[BEGIN Data extract]
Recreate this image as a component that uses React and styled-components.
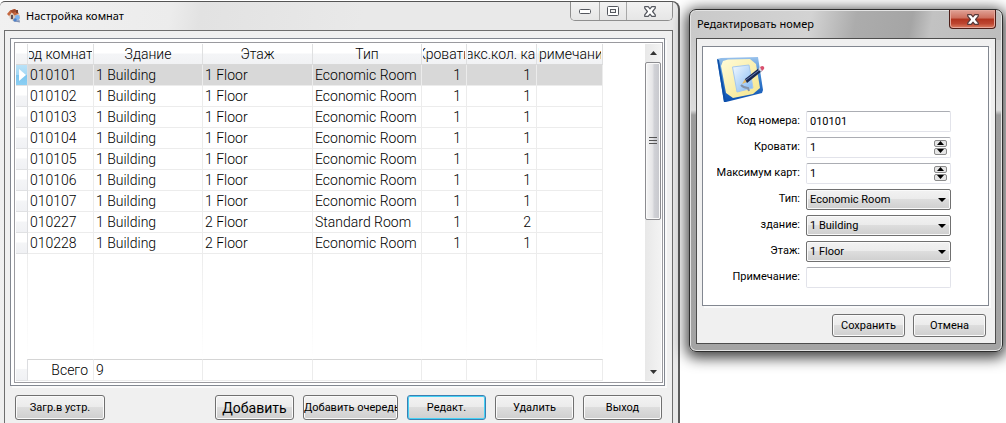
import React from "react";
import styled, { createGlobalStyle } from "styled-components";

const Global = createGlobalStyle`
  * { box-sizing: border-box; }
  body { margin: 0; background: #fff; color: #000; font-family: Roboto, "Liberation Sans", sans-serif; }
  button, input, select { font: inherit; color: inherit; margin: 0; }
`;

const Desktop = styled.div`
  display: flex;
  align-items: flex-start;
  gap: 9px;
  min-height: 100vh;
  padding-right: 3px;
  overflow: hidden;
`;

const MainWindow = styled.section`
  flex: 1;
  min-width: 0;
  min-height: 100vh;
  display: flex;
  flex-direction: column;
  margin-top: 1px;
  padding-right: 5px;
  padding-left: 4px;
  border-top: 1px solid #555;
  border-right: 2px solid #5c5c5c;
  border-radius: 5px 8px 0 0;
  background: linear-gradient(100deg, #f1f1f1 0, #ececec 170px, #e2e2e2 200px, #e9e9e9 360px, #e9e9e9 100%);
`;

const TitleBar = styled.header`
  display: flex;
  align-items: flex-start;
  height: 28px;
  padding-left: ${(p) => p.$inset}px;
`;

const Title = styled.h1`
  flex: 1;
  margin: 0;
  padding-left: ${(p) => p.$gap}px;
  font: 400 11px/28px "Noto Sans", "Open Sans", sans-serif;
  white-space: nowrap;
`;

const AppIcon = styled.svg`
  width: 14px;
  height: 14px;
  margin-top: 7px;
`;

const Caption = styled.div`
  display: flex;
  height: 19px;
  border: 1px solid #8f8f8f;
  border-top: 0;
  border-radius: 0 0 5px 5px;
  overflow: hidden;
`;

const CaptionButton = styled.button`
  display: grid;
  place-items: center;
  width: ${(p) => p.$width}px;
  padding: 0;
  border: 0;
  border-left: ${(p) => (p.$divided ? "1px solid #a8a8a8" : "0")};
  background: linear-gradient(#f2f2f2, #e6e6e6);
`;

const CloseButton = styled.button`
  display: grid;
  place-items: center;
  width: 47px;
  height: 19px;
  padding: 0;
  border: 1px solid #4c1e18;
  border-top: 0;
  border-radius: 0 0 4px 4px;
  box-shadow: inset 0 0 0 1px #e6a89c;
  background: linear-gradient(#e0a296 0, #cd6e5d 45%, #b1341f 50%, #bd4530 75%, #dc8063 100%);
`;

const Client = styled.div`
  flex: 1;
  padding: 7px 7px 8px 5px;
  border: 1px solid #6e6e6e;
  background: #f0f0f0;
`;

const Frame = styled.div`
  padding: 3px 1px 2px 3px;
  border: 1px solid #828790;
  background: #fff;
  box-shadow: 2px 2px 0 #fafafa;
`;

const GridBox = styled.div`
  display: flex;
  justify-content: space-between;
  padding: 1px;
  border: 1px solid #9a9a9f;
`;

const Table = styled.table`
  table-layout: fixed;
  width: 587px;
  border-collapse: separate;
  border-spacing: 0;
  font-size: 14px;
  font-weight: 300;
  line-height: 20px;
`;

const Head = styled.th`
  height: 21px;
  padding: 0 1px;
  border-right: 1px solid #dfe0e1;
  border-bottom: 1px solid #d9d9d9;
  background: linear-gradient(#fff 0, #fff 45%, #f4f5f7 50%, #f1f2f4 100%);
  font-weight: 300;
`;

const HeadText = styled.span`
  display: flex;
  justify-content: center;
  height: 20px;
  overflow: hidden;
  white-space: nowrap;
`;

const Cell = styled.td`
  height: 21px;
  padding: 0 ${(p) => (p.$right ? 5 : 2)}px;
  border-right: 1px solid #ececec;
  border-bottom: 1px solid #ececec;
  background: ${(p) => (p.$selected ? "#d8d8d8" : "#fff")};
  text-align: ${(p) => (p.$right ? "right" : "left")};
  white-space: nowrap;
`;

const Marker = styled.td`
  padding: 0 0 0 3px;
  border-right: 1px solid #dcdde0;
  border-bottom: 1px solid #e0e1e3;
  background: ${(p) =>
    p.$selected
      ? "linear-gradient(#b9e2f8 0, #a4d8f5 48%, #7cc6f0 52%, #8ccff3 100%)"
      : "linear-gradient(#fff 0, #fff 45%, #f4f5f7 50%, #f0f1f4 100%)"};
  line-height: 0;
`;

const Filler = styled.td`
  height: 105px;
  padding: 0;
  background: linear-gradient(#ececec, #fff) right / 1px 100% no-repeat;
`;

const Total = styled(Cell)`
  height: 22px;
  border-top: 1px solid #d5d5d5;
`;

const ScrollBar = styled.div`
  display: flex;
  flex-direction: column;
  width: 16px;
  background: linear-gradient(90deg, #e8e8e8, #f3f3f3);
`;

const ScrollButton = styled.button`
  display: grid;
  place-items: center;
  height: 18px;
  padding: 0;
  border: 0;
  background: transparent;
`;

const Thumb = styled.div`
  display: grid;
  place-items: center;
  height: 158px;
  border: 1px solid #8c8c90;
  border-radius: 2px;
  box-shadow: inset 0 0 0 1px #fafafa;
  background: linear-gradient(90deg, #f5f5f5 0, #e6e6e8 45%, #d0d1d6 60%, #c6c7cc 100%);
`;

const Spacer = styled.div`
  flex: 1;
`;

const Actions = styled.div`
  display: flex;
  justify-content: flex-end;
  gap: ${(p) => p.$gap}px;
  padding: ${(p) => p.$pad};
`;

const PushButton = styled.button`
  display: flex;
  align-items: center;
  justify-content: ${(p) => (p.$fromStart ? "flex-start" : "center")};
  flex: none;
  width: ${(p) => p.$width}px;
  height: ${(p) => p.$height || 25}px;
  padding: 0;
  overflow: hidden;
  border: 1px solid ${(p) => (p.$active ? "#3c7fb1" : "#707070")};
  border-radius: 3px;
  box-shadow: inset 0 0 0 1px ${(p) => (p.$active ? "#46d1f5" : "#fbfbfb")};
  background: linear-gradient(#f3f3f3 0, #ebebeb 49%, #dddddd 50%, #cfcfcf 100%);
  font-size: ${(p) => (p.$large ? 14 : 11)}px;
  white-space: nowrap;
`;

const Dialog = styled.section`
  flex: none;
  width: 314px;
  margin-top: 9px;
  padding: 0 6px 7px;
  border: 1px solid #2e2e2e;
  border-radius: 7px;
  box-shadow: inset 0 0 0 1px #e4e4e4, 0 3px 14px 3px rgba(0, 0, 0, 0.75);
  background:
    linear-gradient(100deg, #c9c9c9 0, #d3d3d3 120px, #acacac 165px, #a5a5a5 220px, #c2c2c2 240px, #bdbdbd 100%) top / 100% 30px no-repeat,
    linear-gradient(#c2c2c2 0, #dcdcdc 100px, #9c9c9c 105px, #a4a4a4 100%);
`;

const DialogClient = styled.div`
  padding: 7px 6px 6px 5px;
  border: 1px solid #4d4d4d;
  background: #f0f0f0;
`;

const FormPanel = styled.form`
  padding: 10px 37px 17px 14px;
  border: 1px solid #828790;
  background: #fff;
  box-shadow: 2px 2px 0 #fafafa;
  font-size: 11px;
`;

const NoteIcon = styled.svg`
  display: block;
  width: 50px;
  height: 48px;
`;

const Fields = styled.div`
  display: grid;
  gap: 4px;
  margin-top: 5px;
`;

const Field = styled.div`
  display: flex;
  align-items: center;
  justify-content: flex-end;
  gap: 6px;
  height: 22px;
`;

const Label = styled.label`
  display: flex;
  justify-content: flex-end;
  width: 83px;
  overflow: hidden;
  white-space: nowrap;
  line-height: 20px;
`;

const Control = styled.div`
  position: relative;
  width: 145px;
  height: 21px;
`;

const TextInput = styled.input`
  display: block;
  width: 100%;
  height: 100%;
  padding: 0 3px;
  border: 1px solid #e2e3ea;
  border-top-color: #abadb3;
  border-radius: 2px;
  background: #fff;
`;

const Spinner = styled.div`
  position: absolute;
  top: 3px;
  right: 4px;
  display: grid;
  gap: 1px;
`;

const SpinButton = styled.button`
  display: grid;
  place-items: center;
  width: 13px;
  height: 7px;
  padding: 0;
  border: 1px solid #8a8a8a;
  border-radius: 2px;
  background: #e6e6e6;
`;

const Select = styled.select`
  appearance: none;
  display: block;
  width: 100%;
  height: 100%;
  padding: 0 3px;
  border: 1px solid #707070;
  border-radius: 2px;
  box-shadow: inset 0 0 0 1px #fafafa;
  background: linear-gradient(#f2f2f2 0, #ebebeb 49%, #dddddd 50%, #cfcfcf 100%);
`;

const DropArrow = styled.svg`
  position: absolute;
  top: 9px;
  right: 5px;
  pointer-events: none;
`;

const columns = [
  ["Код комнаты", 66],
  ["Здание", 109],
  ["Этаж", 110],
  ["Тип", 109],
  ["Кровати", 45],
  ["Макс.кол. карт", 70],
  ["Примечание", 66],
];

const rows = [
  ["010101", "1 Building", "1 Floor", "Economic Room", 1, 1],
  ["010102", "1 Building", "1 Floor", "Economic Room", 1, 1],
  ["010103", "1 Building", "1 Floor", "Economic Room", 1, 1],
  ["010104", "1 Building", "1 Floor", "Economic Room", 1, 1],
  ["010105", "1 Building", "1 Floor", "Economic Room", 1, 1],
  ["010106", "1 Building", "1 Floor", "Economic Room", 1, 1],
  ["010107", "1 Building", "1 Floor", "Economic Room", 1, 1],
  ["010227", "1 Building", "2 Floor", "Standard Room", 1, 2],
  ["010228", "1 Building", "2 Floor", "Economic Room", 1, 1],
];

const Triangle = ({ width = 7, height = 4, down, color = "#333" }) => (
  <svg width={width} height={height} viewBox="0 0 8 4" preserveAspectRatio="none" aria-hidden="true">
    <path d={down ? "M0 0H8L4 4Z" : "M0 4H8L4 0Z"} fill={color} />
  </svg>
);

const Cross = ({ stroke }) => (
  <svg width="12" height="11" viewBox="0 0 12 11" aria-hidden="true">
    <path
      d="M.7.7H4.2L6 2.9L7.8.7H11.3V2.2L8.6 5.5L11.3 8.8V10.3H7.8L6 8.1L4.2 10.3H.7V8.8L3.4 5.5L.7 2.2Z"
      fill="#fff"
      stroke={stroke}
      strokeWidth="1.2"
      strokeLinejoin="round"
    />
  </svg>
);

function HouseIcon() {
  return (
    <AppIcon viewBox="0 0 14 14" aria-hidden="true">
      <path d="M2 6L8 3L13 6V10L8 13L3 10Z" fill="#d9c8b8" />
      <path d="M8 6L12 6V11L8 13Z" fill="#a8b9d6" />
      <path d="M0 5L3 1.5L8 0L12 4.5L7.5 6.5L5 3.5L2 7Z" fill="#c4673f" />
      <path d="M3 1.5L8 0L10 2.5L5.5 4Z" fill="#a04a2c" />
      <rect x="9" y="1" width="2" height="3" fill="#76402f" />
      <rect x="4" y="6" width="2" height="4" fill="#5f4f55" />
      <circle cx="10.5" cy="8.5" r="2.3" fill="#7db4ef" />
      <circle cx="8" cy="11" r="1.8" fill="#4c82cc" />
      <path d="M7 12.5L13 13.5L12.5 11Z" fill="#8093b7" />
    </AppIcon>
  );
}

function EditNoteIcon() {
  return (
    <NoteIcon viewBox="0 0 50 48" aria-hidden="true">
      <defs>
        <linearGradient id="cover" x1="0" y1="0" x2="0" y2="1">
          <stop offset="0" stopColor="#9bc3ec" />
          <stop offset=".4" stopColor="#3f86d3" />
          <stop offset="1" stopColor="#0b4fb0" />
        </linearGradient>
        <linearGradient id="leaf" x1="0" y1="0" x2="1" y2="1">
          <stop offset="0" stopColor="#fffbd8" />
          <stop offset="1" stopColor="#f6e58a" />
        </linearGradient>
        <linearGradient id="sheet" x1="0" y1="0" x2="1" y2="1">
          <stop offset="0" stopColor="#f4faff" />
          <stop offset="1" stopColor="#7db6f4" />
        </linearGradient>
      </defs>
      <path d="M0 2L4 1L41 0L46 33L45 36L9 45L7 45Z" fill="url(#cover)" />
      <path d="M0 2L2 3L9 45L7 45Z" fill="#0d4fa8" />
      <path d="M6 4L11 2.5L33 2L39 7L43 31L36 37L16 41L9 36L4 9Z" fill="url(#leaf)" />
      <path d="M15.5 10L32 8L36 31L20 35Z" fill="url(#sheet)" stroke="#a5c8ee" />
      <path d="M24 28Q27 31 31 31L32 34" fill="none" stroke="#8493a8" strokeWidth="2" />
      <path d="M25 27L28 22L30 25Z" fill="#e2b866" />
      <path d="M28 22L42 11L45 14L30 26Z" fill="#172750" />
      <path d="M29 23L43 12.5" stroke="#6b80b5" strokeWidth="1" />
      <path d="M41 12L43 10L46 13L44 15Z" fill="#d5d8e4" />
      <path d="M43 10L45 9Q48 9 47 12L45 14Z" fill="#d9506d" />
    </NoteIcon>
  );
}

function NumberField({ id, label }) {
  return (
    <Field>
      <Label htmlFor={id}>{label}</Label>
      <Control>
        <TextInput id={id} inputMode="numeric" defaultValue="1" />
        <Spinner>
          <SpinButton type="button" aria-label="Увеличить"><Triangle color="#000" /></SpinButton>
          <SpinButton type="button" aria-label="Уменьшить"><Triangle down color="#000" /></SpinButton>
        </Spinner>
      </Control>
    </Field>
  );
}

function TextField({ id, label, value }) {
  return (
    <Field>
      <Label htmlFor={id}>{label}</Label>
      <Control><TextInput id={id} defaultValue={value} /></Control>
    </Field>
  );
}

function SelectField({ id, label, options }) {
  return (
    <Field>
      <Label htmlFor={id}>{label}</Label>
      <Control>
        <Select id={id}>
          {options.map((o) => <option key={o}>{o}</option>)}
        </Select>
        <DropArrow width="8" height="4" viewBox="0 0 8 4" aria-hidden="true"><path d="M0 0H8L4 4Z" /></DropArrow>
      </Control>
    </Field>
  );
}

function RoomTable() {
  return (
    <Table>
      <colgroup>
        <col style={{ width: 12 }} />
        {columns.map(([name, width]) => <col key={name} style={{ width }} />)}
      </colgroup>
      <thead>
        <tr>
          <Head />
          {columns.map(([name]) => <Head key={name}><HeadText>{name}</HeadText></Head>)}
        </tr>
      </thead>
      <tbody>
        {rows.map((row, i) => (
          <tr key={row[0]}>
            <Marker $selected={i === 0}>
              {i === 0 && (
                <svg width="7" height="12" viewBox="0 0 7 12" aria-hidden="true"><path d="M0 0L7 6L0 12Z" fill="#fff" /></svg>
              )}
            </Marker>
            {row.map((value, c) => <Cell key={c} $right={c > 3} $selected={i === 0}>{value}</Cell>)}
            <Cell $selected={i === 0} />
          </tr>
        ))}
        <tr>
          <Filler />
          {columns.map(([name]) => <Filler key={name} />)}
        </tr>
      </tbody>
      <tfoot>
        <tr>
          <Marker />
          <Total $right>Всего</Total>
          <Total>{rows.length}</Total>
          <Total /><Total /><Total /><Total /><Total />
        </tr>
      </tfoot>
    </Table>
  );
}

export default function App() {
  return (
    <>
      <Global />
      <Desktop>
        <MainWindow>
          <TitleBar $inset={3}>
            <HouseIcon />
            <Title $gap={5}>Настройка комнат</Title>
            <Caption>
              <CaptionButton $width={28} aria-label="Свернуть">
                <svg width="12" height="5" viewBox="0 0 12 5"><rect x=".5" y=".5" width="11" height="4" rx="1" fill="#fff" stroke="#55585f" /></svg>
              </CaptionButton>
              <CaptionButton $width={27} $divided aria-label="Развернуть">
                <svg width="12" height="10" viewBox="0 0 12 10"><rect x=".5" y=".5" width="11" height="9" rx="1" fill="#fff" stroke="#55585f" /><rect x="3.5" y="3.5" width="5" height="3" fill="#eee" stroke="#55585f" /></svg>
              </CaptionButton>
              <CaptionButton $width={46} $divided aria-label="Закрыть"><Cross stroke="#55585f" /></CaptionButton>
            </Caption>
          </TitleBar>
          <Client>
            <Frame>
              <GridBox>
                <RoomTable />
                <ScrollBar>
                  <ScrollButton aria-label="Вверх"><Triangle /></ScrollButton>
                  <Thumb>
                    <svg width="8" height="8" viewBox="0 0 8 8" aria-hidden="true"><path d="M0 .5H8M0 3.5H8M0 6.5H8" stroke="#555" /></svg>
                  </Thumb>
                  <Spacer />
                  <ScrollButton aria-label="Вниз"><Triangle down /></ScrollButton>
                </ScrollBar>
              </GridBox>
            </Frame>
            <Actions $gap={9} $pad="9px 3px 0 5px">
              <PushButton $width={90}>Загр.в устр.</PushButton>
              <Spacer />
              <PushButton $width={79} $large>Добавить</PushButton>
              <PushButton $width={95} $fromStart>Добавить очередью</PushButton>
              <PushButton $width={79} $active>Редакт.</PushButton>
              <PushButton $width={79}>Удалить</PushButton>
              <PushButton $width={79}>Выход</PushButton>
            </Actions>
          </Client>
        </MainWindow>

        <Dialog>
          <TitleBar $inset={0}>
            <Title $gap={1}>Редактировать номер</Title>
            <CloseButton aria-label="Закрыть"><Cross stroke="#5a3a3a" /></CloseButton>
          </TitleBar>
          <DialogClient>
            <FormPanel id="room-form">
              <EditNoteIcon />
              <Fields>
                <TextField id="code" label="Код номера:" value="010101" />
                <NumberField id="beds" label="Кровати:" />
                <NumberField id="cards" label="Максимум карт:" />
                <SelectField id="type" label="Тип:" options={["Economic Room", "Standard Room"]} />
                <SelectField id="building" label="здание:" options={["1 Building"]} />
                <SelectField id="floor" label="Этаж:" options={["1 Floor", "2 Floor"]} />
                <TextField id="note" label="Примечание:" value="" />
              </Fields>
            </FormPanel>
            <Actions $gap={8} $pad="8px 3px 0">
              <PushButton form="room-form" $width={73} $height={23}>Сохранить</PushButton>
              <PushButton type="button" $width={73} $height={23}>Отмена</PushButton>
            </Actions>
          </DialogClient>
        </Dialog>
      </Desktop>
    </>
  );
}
[END Data extract]
(Your goal): Find how many lines in the listing contain the word "React" and give that count alone.

(Reply to the exercise): 2